In growing forests, trees use the sugars produced from carbon dioxide and light energy as building blocks, effectively acting as natural carbon sinks that pull carbon dioxide from the air and trap it in their trunks, leaves, and soil. Ecologists estimate that the Amazon absorbs around 600 million tonnes of carbon per year and is presently storing over 150 billion tonnes of carbon – roughly ten years of global fossil fuel emissions.
Meanwhile, in the soil below lies an intricate network of mycorrhiza – symbiotic associations between plant roots and fungi with a 400-million-year legacy. This fine, filamentous meshwork transmits water, nutrients, and chemical signals from plant to plant, defends plants from pathogens, and filters toxins from the soil. In Breathing with the Forest, digitised projections of this network and the movement of the trees’ xylem and phloem tubes let us see inside the forest’s hidden pathways, offering a visual experience of the rhythmic interchange that keeps the forest alive – and which we participate in through our breath.
Therein lies the direct and irrefutable continuity between our bodies and this mighty forest. Every breath we take – every sip of water – is connected through global cycles to the Amazon rainforest. Breathing with the Forest makes this continuity tangible, offering a humbling reminder as a takeaway: our every living moment is supported by the life-giving action of these giant, gentle trees.

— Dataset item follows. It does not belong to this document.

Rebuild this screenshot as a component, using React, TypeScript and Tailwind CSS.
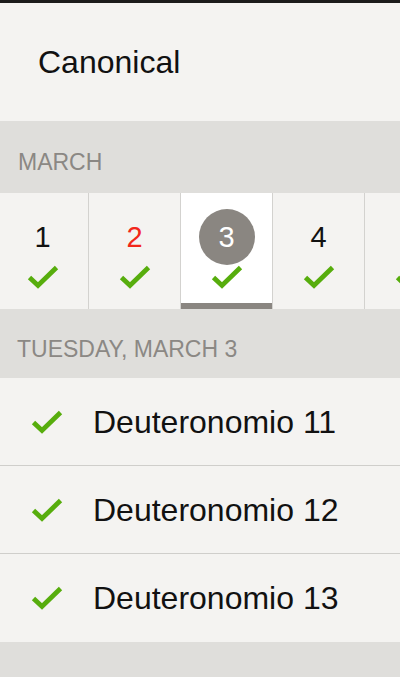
import React from "react";

const days = [
  { n: 1, red: false },
  { n: 2, red: true },
  { n: 3, selected: true },
  { n: 4 },
  { n: 5 },
];

const readings = ["Deuteronomio 11", "Deuteronomio 12", "Deuteronomio 13"];

function Check({ className = "" }: { className?: string }) {
  return (
    <svg viewBox="0 0 32 24" className={className} fill="none">
      <path
        d="M2.5 12.5 L11 20.5 L29.5 2.5"
        stroke="#57ad0d"
        strokeWidth="4.8"
        strokeLinecap="butt"
        strokeLinejoin="miter"
      />
    </svg>
  );
}

export default function App() {
  return (
    <div
      className="w-[400px] h-[677px] overflow-hidden bg-[#dfdedb] flex flex-col"
      style={{ fontFamily: '"Liberation Sans", Arial, sans-serif' }}
    >
      {/* Status strip */}
      <div className="h-[3px] bg-[#1c1b1b] shrink-0" />

      {/* Title */}
      <div className="h-[118px] bg-[#f4f3f1] flex items-center pl-[38px] shrink-0">
        <span className="text-[32px] text-[#111] leading-none -mt-[1px]">Canonical</span>
      </div>

      {/* Month header */}
      <div className="h-[72px] flex items-center pl-[18px] pt-[10px] shrink-0">
        <span className="text-[23px] text-[#8b8884] leading-none">MARCH</span>
      </div>

      {/* Day strip */}
      <div className="h-[116px] bg-[#f4f3f1] flex ml-[-3px] shrink-0">
        {days.map((d) => (
          <div
            key={d.n}
            className={`relative w-[92px] shrink-0 border-r border-[#d3d2cf] flex flex-col items-center pt-[16px] ${
              d.selected ? "bg-white" : ""
            }`}
          >
            <div
              className={`w-[56px] h-[56px] rounded-full flex items-center justify-center text-[29px] leading-none ${
                d.selected ? "bg-[#8a8681] text-white" : d.red ? "text-[#f2271b]" : "text-[#111]"
              }`}
            >
              {d.n}
            </div>
            <Check className="w-[32px] h-[24px]" />
            {d.selected && (
              <div className="absolute left-0 right-0 bottom-0 h-[6px] bg-[#8a8681]" />
            )}
          </div>
        ))}
      </div>

      {/* Day header */}
      <div className="h-[69px] flex items-center pl-[17px] shrink-0">
        <span className="text-[23px] text-[#8b8884] leading-none mt-[11px]">
          TUESDAY, MARCH 3
        </span>
      </div>

      {/* Readings */}
      <div className="bg-[#f4f3f1] shrink-0">
        {readings.map((r, i) => (
          <div
            key={r}
            className={`h-[88px] flex items-center ${
              i < readings.length - 1 ? "border-b border-[#cfcecb]" : ""
            }`}
          >
            <Check className="w-[32px] h-[24px] ml-[31px]" />
            <span className="ml-[30px] text-[32px] text-[#111] leading-none">{r}</span>
          </div>
        ))}
      </div>
    </div>
  );
}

As the climate warms and the dual forces of deforestation and land degradation shrink the Amazon, the forest’s ability to sequester atmospheric carbon diminishes rapidly. When forests are chopped down or catch on fire, they become a net carbon source, adding carbon dioxide back to the atmosphere. Accelerating degradation and global climate change have introduced the risk that the Amazon will begin to emit more carbon dioxide than it is able to store. Protecting the Earth’s rainforests, then, means preserving the rich habitat of the species that inhabit them – but it also means preserving key mechanisms of planetary resilience, which protect all living things, all over our shared biosphere.